Imagine LoRA as a set of magical hats that enable the wearer to perform an associated skill. Put on the magical chef’s hat and cook a five-star meal. Don the magical hard hat and build a house. Wear the magical motorcycle helmet and win the Isle of Man TT. Grab a magical baseball cap and bring in the game-winning run.

Reinforcement learning with human feedback (RLHF)

Reinforcement learning with human feedback (RLHF) uses a partnered reward model to fine-tune a pre-trained model for complex, subjective tasks. An ML model cannot judge whether a piece of writing is evocative, but humans can, and those humans can teach a model to mimic their preferences.

With RLHF, humans train a reward model for the new task. The reward model’s job is to successfully predict how a human would react to a given input. Whereas standard model training penalizes errors, reward training incentivizes good performance.

Then, the reward model in turn teaches the foundation model how to behave, based on the preferences of the human trainers. Once the reward model is trained, it can train the foundation model without a human in the loop (HITL).

As with all types of machine learning, the model is not thinking critically, or even thinking at all. Rather, it is mathematically choosing the outcome that is most likely to match the preferences of its human trainers.

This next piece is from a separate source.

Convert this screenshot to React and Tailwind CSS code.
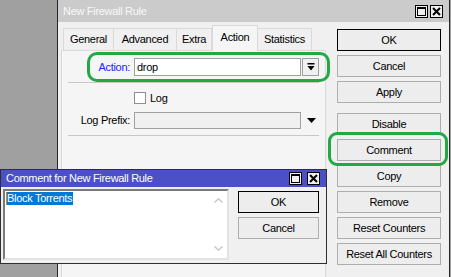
import React from "react";

// title bar buttons (maximize / close)
function TitleButtons({ gap }) {
  return (
    <div className={`ml-auto flex ${gap}`}>
      <div className="w-[13px] h-[13px] border border-black bg-[#f0f0f0] flex items-center justify-center">
        <svg width="9" height="9" viewBox="0 0 9 9">
          <rect x="0.5" y="0.5" width="8" height="8" fill="none" stroke="#000" />
          <rect x="0" y="0" width="9" height="2" fill="#000" />
        </svg>
      </div>
      <div className="w-[13px] h-[13px] border border-black bg-[#f0f0f0] flex items-center justify-center">
        <svg width="9" height="9" viewBox="0 0 9 9">
          <path d="M1 1 L8 8 M8 1 L1 8" stroke="#000" strokeWidth="2" />
        </svg>
      </div>
    </div>
  );
}

function Button({ children, primary, className = "" }) {
  return (
    <div
      className={`h-[22px] flex items-center justify-center bg-[#ededed] border text-black ${
        primary ? "border-black" : "border-[#adadad]"
      } ${className}`}
    >
      {children}
    </div>
  );
}

const tabs = [
  { name: "General", w: "w-[51px]" },
  { name: "Advanced", w: "w-[64px]" },
  { name: "Extra", w: "w-[36px]" },
  { name: "Action", w: "w-[46px]", active: true },
  { name: "Statistics", w: "w-[55px]" },
];

export default function App() {
  return (
    <div className="relative w-[451px] h-[277px] overflow-hidden bg-[#a0a0a0] font-['Liberation_Sans',Arial,sans-serif] text-[11px] tracking-[-0.3px] leading-none">
      {/* main window */}
      <div className="absolute left-[57px] top-0 w-[393px] h-[300px] bg-[#f0f0f0] border-x border-[#262626] flex flex-col">
        <div className="h-[22px] shrink-0 bg-[#cbcbcb] flex items-center pl-[5px] pr-[6px]">
          <span className="text-[#f8f8f8]">New Firewall Rule</span>
          <TitleButtons gap="gap-[2px]" />
        </div>

        <div className="flex pl-[3px] flex-1">
          {/* tab control */}
          <div className="w-[265px] flex flex-col">
            <div className="h-[28px] flex items-end pl-[2px]">
              {tabs.map((t) => (
                <div
                  key={t.name}
                  className={`${t.w} flex items-center justify-center border-t border-x border-[#d9d9d9] ${
                    t.active
                      ? "h-[26px] bg-[#f5f5f5] relative z-10 -mb-px pb-[3px]"
                      : "h-[22px] bg-[#f0f0f0] -ml-px first:ml-0"
                  }`}
                >
                  {t.name}
                </div>
              ))}
            </div>

            <div className="flex-1 border border-[#d9d9d9] bg-[#f5f5f5] pt-[7px] flex flex-col">
              <div className="flex items-center h-[18px]">
                <span className="w-[68px] text-right text-[#2020ff]">Action:</span>
                <div className="ml-[4px] w-[167px] h-[18px] bg-white border border-[#a0a0a0] flex items-center pl-[2px]">
                  drop
                </div>
                <div className="ml-px w-[17px] h-[18px] bg-[#f0f0f0] border border-[#a0a0a0] flex items-center justify-center">
                  <svg width="8" height="9" viewBox="0 0 8 9">
                    <rect x="0.5" y="0" width="7" height="1.5" fill="#000" />
                    <path d="M0.5 3 L7.5 3 L4 7.5 Z" fill="#000" />
                  </svg>
                </div>
              </div>

              <div className="mt-[6px] mx-[6px] h-px bg-[#c8c8c8]" />

              <div className="mt-[9px] flex items-center h-[12px] pl-[72px]">
                <div className="w-[12px] h-[12px] bg-white border border-[#8f8f8f]" />
                <span className="ml-[4px]">Log</span>
              </div>

              <div className="mt-[8px] flex items-center h-[17px]">
                <span className="w-[68px] text-right">Log Prefix:</span>
                <div className="ml-[4px] w-[167px] h-[17px] bg-[#f0f0f0] border border-[#a0a0a0]" />
                <svg className="ml-[6px]" width="9" height="5" viewBox="0 0 9 5">
                  <path d="M0 0 L9 0 L4.5 5 Z" fill="#000" />
                </svg>
              </div>

              <div className="mt-[6px] mx-[6px] h-px bg-[#c8c8c8]" />
            </div>
          </div>

          {/* right buttons */}
          <div className="ml-[11px] w-[104px] pt-[7px] flex flex-col gap-[4px]">
            <Button primary>OK</Button>
            <Button>Cancel</Button>
            <Button>Apply</Button>
            <Button className="mt-[6px]">Disable</Button>
            <Button>Comment</Button>
            <Button>Copy</Button>
            <Button>Remove</Button>
            <Button>Reset Counters</Button>
            <Button>Reset All Counters</Button>
          </div>
        </div>
      </div>

      {/* comment dialog */}
      <div className="absolute left-0 top-[169px] w-[327px] h-[95px] bg-[#f0f0f0] border border-[#2f2f2f] flex flex-col">
        <div className="h-[17px] shrink-0 bg-[#4c50c7] flex items-center pl-[5px] pr-[6px]">
          <span className="text-white">Comment for New Firewall Rule</span>
          <TitleButtons gap="gap-[5px]" />
        </div>
        <div className="flex pl-[2px] pt-[2px]">
          <div className="w-[226px] h-[71px] bg-white border-2 border-t-[#7a7a7a] border-l-[#7a7a7a] border-b-[#e3e3e3] border-r-[#e3e3e3] flex">
            <div className="flex-1 pt-[1px] pl-px">
              <span className="inline-flex items-center h-[13px] pr-px bg-[#0078d7] text-white border-l border-[#f07c14]">
                Block Torrents
              </span>
            </div>
            <div className="w-[17px] flex flex-col items-center justify-between py-[7px]">
              <svg width="9" height="5" viewBox="0 0 9 5">
                <path d="M0.5 4.5 L4.5 0.8 L8.5 4.5" fill="none" stroke="#c4c4c4" strokeWidth="1.3" />
              </svg>
              <svg width="9" height="5" viewBox="0 0 9 5">
                <path d="M0.5 0.5 L4.5 4.2 L8.5 0.5" fill="none" stroke="#c4c4c4" strokeWidth="1.3" />
              </svg>
            </div>
          </div>
          <div className="ml-[9px] w-[81px] pt-[2px] flex flex-col gap-[4px]">
            <Button primary>OK</Button>
            <Button>Cancel</Button>
          </div>
        </div>
      </div>

      {/* green highlight rings */}
      <div className="absolute left-[87px] top-[52px] w-[243px] h-[30px] border-[3px] border-[#22a844] rounded-[10px]" />
      <div className="absolute left-[328px] top-[132px] w-[120px] h-[34px] border-[3px] border-[#22a844] rounded-[9px]" />
    </div>
  );
}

Continual fine-tuning (CFT)

Continual fine-tuning (CFT) is a type of continual learning that sequentially adapts a model to new tasks. Using instruction tuning—training a model using labeled pairs of instructional inputs and related outputs—the model is adapted to a wider data set for downstream tasks. CFT often teaches models to perform the same task on different data distributions.

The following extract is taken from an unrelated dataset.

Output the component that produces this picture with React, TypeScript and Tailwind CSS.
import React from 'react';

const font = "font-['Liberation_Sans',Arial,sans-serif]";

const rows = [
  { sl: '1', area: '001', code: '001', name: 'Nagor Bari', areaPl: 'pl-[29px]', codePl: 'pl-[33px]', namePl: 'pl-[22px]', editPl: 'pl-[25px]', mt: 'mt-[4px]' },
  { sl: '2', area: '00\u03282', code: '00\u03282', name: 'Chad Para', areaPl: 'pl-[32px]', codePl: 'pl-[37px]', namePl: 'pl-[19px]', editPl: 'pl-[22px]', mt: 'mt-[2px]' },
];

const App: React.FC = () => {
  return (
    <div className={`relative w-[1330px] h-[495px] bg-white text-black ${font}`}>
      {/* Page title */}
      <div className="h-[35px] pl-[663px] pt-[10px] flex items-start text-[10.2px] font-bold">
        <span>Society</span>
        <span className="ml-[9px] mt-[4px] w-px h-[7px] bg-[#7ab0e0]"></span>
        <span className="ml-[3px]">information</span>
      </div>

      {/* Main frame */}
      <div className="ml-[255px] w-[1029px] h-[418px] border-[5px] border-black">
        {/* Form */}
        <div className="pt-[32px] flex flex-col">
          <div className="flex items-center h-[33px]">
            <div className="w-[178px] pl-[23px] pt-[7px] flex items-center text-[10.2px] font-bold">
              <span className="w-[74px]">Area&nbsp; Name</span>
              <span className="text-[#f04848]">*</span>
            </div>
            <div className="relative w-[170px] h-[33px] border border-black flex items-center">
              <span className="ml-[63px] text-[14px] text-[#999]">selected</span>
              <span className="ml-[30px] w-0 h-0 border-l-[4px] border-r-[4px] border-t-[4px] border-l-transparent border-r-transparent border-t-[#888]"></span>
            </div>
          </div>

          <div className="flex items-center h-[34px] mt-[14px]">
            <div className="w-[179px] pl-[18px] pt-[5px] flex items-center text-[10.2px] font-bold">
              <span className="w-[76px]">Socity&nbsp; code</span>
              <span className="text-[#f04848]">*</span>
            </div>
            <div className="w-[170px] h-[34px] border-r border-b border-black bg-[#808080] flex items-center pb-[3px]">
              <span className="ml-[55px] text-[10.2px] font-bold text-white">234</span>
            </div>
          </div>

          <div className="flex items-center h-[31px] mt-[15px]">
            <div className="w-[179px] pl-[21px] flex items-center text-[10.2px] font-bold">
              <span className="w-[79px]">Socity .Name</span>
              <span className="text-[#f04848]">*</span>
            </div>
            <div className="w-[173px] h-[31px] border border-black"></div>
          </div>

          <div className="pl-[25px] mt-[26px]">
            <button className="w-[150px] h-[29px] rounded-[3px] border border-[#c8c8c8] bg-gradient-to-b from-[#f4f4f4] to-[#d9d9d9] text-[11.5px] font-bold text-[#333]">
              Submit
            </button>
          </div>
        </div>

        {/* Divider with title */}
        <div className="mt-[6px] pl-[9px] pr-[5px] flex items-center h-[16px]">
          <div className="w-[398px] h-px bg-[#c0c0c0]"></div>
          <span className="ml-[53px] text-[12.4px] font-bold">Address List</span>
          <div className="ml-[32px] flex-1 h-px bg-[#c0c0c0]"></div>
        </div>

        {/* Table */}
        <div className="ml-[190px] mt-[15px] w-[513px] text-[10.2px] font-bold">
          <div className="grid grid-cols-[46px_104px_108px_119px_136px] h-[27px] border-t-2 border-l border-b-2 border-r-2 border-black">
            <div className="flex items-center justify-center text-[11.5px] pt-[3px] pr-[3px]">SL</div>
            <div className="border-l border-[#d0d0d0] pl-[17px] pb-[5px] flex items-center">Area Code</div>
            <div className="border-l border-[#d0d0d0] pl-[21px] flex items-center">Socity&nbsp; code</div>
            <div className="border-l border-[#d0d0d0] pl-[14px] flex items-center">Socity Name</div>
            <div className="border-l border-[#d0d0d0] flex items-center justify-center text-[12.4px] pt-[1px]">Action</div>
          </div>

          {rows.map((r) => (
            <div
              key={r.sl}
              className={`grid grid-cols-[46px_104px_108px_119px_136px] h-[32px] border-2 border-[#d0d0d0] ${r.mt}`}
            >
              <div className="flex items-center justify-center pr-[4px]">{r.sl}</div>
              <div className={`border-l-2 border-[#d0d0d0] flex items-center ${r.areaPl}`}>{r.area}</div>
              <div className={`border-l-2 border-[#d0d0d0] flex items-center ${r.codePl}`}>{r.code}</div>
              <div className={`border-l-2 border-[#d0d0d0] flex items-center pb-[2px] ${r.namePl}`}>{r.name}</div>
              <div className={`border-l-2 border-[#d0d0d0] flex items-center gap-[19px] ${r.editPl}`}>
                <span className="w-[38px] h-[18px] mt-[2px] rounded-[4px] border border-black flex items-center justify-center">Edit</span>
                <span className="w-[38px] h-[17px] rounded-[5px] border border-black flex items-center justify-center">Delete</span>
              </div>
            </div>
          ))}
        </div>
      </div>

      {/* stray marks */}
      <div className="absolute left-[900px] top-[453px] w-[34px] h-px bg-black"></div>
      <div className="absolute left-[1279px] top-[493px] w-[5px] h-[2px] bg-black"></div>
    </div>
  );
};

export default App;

One risk with all types of continual learning is catastrophic forgetting: when a model loses the ability to perform older tasks after being adapted for new ones. Fortunately, ML researchers have developed several mitigation techniques to help developers avoid catastrophic forgetting in the pursuit of continual learning.

Fine-tuning benefits

Fine-tuning adapts models to new use cases while sidestepping the costs of developing new models. Many types of fine-tuning further increase efficiency by only adjusting a small number of parameters. Fine-tuning also shines in situations where there isn’t enough data to train a model from scratch.

Prompt engineering

Also known as in-context learning or prompt-based learning, prompt engineering includes relevant information in the prompt to help the LLM generate better responses. During inference—when the model fields a user prompt—the user typically provides explicit instructions and examples to follow.

For example, a model being asked to perform text summarization can benefit from a prompt that shows it how to format its summary—as a bulleted list, perhaps. More comprehensive prompts help the model return the type of response that the user expects to receive.

Deep learning researchers have developed numerous types of prompt engineering techniques. Some landmark developments include:

  • Few-shot prompting: The model is given a handful of example outputs (known as shots) after which to model its responses. The model can follow the examples and base its response on the shots that the user provides in the prompt.

  • Chain-of-thought (CoT) prompting: The prompt includes a step-by-step reasoning method for the model to follow. The model structures its response generation according to the CoT provided by the user. CoT prompting is an advanced technique requiring a practiced understanding of how LLMs generate responses.

Prompt engineering benefits

Unlike many other LLM customization techniques, prompt engineering requires no additional coding or development. Instead, prompt engineers must be well-versed in the context in which the LLM is to be deployed so that they can craft effective and informed prompts.

When implemented correctly, prompt engineering is a valuable natural language processing (NLP) technique that allows anyone—especially artificial intelligence (AI) beginners—to customize LLMs. Alongside the widespread availability of open source LLMs and open source AI tools, prompt engineering is an accessible gateway to machine learning that rewards experimentation, curiosity and persistence.